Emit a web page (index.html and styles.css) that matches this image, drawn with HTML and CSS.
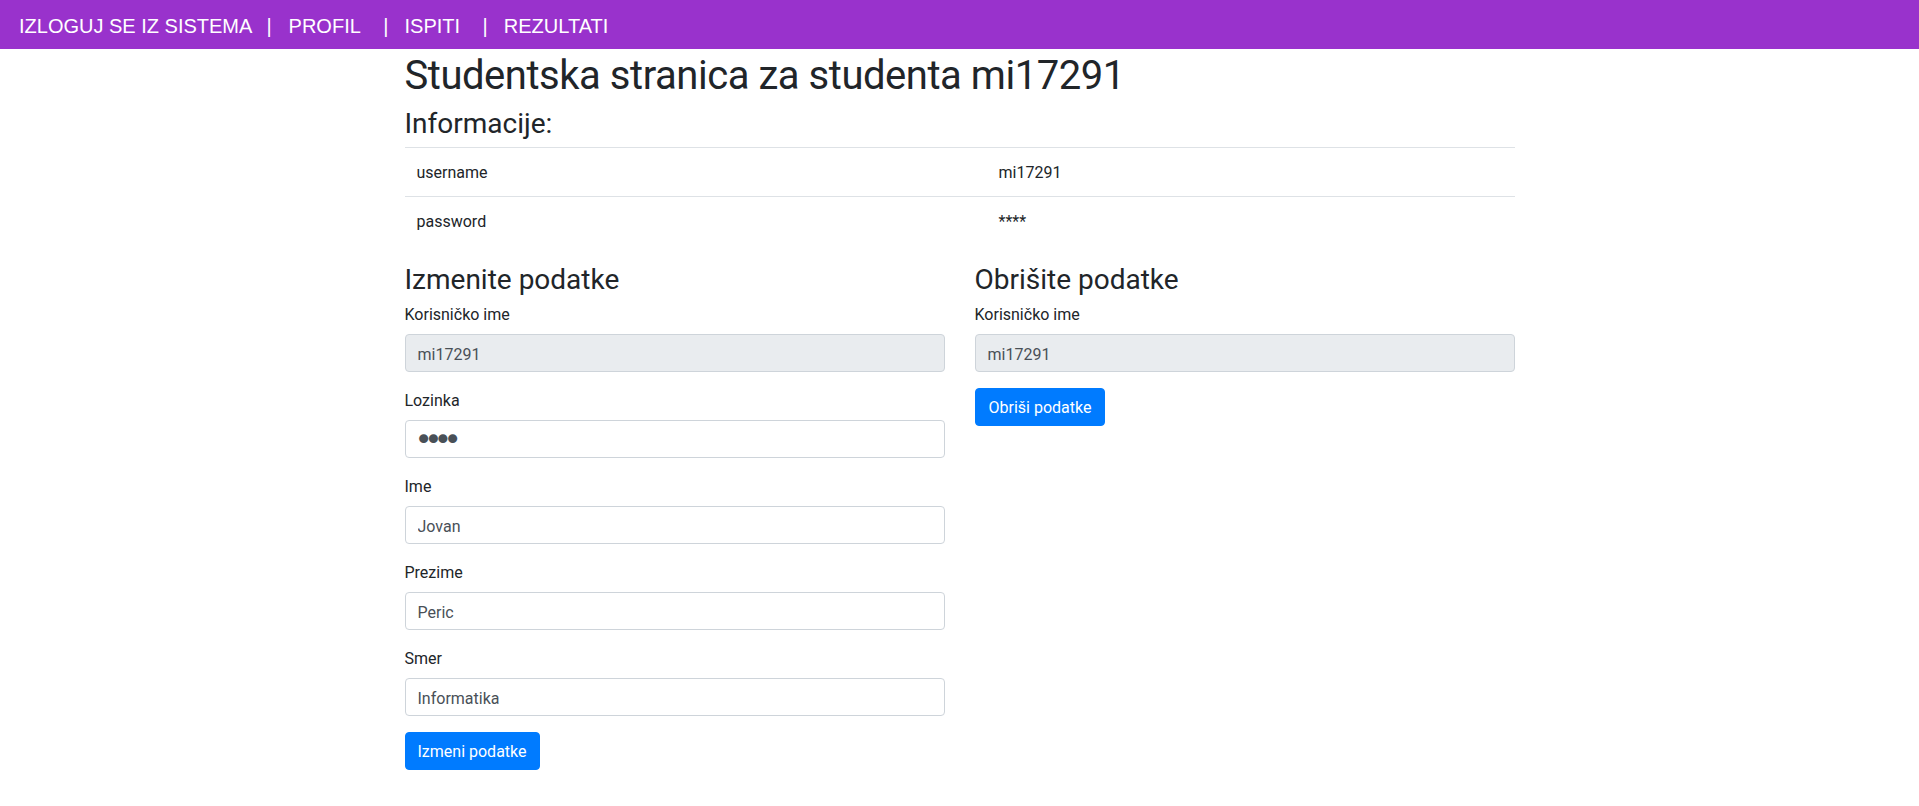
FILE: index.html
```html
<!DOCTYPE html>
<html lang="sr">
<head>
<meta charset="utf-8">
<title>Studentska stranica</title>
<link rel="stylesheet" href="styles.css">
</head>
<body>
<nav class="topbar">
  <a class="topbar-link" href="#">IZLOGUJ SE IZ SISTEMA</a><span class="topbar-sep">|</span><a class="topbar-link" href="#">PROFIL</a><span class="topbar-sep topbar-sep-wide">|</span><a class="topbar-link" href="#">ISPITI</a><span class="topbar-sep topbar-sep-wide">|</span><a class="topbar-link" href="#">REZULTATI</a>
</nav>
<main class="container">
  <h1 class="page-title">Studentska stranica za studenta mi17291</h1>
  <h3 class="section-title">Informacije:</h3>
  <table class="info-table">
    <tbody>
      <tr><td class="info-key">username</td><td>mi17291</td></tr>
      <tr><td class="info-key">password</td><td>****</td></tr>
    </tbody>
  </table>
  <div class="row">
    <section class="col">
      <h3 class="section-title">Izmenite podatke</h3>
      <form class="form">
        <div class="form-group">
          <label class="form-label">Korisničko ime</label>
          <input class="form-control" type="text" value="mi17291" readonly>
        </div>
        <div class="form-group">
          <label class="form-label">Lozinka</label>
          <input class="form-control form-control-secret" type="password" value="1234">
        </div>
        <div class="form-group">
          <label class="form-label">Ime</label>
          <input class="form-control" type="text" value="Jovan">
        </div>
        <div class="form-group">
          <label class="form-label">Prezime</label>
          <input class="form-control" type="text" value="Peric">
        </div>
        <div class="form-group">
          <label class="form-label">Smer</label>
          <input class="form-control" type="text" value="Informatika">
        </div>
        <button class="btn" type="button">Izmeni podatke</button>
      </form>
    </section>
    <section class="col">
      <h3 class="section-title">Obrišite podatke</h3>
      <form class="form">
        <div class="form-group">
          <label class="form-label">Korisničko ime</label>
          <input class="form-control" type="text" value="mi17291" readonly>
        </div>
        <button class="btn btn-wide" type="button">Obriši podatke</button>
      </form>
    </section>
  </div>
</main>
</body>
</html>
```
FILE: styles.css
```css
* {
  box-sizing: border-box;
}

body {
  margin: 0;
  background: #fff;
  color: #212529;
  font-family: Roboto, "Noto Sans", "Liberation Sans", sans-serif;
  font-size: 16px;
  line-height: 1.5;
}

.topbar {
  height: 49px;
  background: #9932cc;
  padding: 15px 0 11px 19px;
  display: flex;
  align-items: flex-start;
  font-family: "Liberation Sans", Arial, sans-serif;
  font-size: 20px;
  line-height: 23px;
}

.topbar-link {
  color: #fff;
  text-decoration: none;
}

.topbar-sep {
  color: #fff;
  margin: 0 17px 0 14px;
}

.topbar-sep-wide {
  margin-left: 22.5px;
  margin-right: 16px;
}

.container {
  width: 1140px;
  margin: 0 auto;
  padding: 0 15px;
}

.page-title {
  margin: 0 0 5px;
  padding-top: 3px;
  font-size: 40px;
  font-weight: 400;
  line-height: 48px;
  letter-spacing: -0.46px;
}

.section-title {
  margin: 0 0 6px;
  padding-top: 2px;
  font-size: 28px;
  font-weight: 400;
  line-height: 33.6px;
}

.info-table {
  width: 100%;
  border-collapse: collapse;
  margin-bottom: 16px;
}

.info-table td {
  padding: 13px 12px 11px;
  border-top: 1px solid #dee2e6;
  vertical-align: top;
}

.info-key {
  width: 582px;
}

.row {
  display: grid;
  grid-template-columns: 1fr 1fr;
  column-gap: 30px;
}

.form {
  margin-bottom: 16px;
}

.form-group {
  margin-bottom: 16px;
}

.form-label {
  display: block;
  padding-top: 1px;
  margin-bottom: 7px;
}

.form-control {
  display: block;
  width: 100%;
  height: 38px;
  padding: 7px 12px 5px;
  font-family: inherit;
  font-size: 16px;
  line-height: 24px;
  color: #495057;
  background: #fff;
  border: 1px solid #ced4da;
  border-radius: 4px;
  outline: none;
}

.form-control[readonly] {
  background: #e9ecef;
}

.form-control-secret {
  font-family: "DejaVu Sans", sans-serif;
  font-size: 31px;
  letter-spacing: -8.6px;
  padding: 6px 12px 6px 9px;
}

.btn {
  display: inline-block;
  padding: 7px 12px 5px;
  font-family: inherit;
  font-size: 16px;
  line-height: 24px;
  color: #fff;
  background: #007bff;
  border: 1px solid #007bff;
  border-radius: 4px;
  cursor: pointer;
}

.btn-wide {
  padding-left: 13px;
  padding-right: 13px;
}
```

───

Copy out the listing exactly as it stands, but not the pictures.

◆ The completed task
Emit a web page (index.html and styles.css) that matches this image, drawn with HTML and CSS.
FILE: index.html
```html
<!DOCTYPE html>
<html lang="sr">
<head>
<meta charset="utf-8">
<title>Studentska stranica</title>
<link rel="stylesheet" href="styles.css">
</head>
<body>
<nav class="topbar">
  <a class="topbar-link" href="#">IZLOGUJ SE IZ SISTEMA</a><span class="topbar-sep">|</span><a class="topbar-link" href="#">PROFIL</a><span class="topbar-sep topbar-sep-wide">|</span><a class="topbar-link" href="#">ISPITI</a><span class="topbar-sep topbar-sep-wide">|</span><a class="topbar-link" href="#">REZULTATI</a>
</nav>
<main class="container">
  <h1 class="page-title">Studentska stranica za studenta mi17291</h1>
  <h3 class="section-title">Informacije:</h3>
  <table class="info-table">
    <tbody>
      <tr><td class="info-key">username</td><td>mi17291</td></tr>
      <tr><td class="info-key">password</td><td>****</td></tr>
    </tbody>
  </table>
  <div class="row">
    <section class="col">
      <h3 class="section-title">Izmenite podatke</h3>
      <form class="form">
        <div class="form-group">
          <label class="form-label">Korisničko ime</label>
          <input class="form-control" type="text" value="mi17291" readonly>
        </div>
        <div class="form-group">
          <label class="form-label">Lozinka</label>
          <input class="form-control form-control-secret" type="password" value="1234">
        </div>
        <div class="form-group">
          <label class="form-label">Ime</label>
          <input class="form-control" type="text" value="Jovan">
        </div>
        <div class="form-group">
          <label class="form-label">Prezime</label>
          <input class="form-control" type="text" value="Peric">
        </div>
        <div class="form-group">
          <label class="form-label">Smer</label>
          <input class="form-control" type="text" value="Informatika">
        </div>
        <button class="btn" type="button">Izmeni podatke</button>
      </form>
    </section>
    <section class="col">
      <h3 class="section-title">Obrišite podatke</h3>
      <form class="form">
        <div class="form-group">
          <label class="form-label">Korisničko ime</label>
          <input class="form-control" type="text" value="mi17291" readonly>
        </div>
        <button class="btn btn-wide" type="button">Obriši podatke</button>
      </form>
    </section>
  </div>
</main>
</body>
</html>
```
FILE: styles.css
```css
* {
  box-sizing: border-box;
}

body {
  margin: 0;
  background: #fff;
  color: #212529;
  font-family: Roboto, "Noto Sans", "Liberation Sans", sans-serif;
  font-size: 16px;
  line-height: 1.5;
}

.topbar {
  height: 49px;
  background: #9932cc;
  padding: 15px 0 11px 19px;
  display: flex;
  align-items: flex-start;
  font-family: "Liberation Sans", Arial, sans-serif;
  font-size: 20px;
  line-height: 23px;
}

.topbar-link {
  color: #fff;
  text-decoration: none;
}

.topbar-sep {
  color: #fff;
  margin: 0 17px 0 14px;
}

.topbar-sep-wide {
  margin-left: 22.5px;
  margin-right: 16px;
}

.container {
  width: 1140px;
  margin: 0 auto;
  padding: 0 15px;
}

.page-title {
  margin: 0 0 5px;
  padding-top: 3px;
  font-size: 40px;
  font-weight: 400;
  line-height: 48px;
  letter-spacing: -0.46px;
}

.section-title {
  margin: 0 0 6px;
  padding-top: 2px;
  font-size: 28px;
  font-weight: 400;
  line-height: 33.6px;
}

.info-table {
  width: 100%;
  border-collapse: collapse;
  margin-bottom: 16px;
}

.info-table td {
  padding: 13px 12px 11px;
  border-top: 1px solid #dee2e6;
  vertical-align: top;
}

.info-key {
  width: 582px;
}

.row {
  display: grid;
  grid-template-columns: 1fr 1fr;
  column-gap: 30px;
}

.form {
  margin-bottom: 16px;
}

.form-group {
  margin-bottom: 16px;
}

.form-label {
  display: block;
  padding-top: 1px;
  margin-bottom: 7px;
}

.form-control {
  display: block;
  width: 100%;
  height: 38px;
  padding: 7px 12px 5px;
  font-family: inherit;
  font-size: 16px;
  line-height: 24px;
  color: #495057;
  background: #fff;
  border: 1px solid #ced4da;
  border-radius: 4px;
  outline: none;
}

.form-control[readonly] {
  background: #e9ecef;
}

.form-control-secret {
  font-family: "DejaVu Sans", sans-serif;
  font-size: 31px;
  letter-spacing: -8.6px;
  padding: 6px 12px 6px 9px;
}

.btn {
  display: inline-block;
  padding: 7px 12px 5px;
  font-family: inherit;
  font-size: 16px;
  line-height: 24px;
  color: #fff;
  background: #007bff;
  border: 1px solid #007bff;
  border-radius: 4px;
  cursor: pointer;
}

.btn-wide {
  padding-left: 13px;
  padding-right: 13px;
}
```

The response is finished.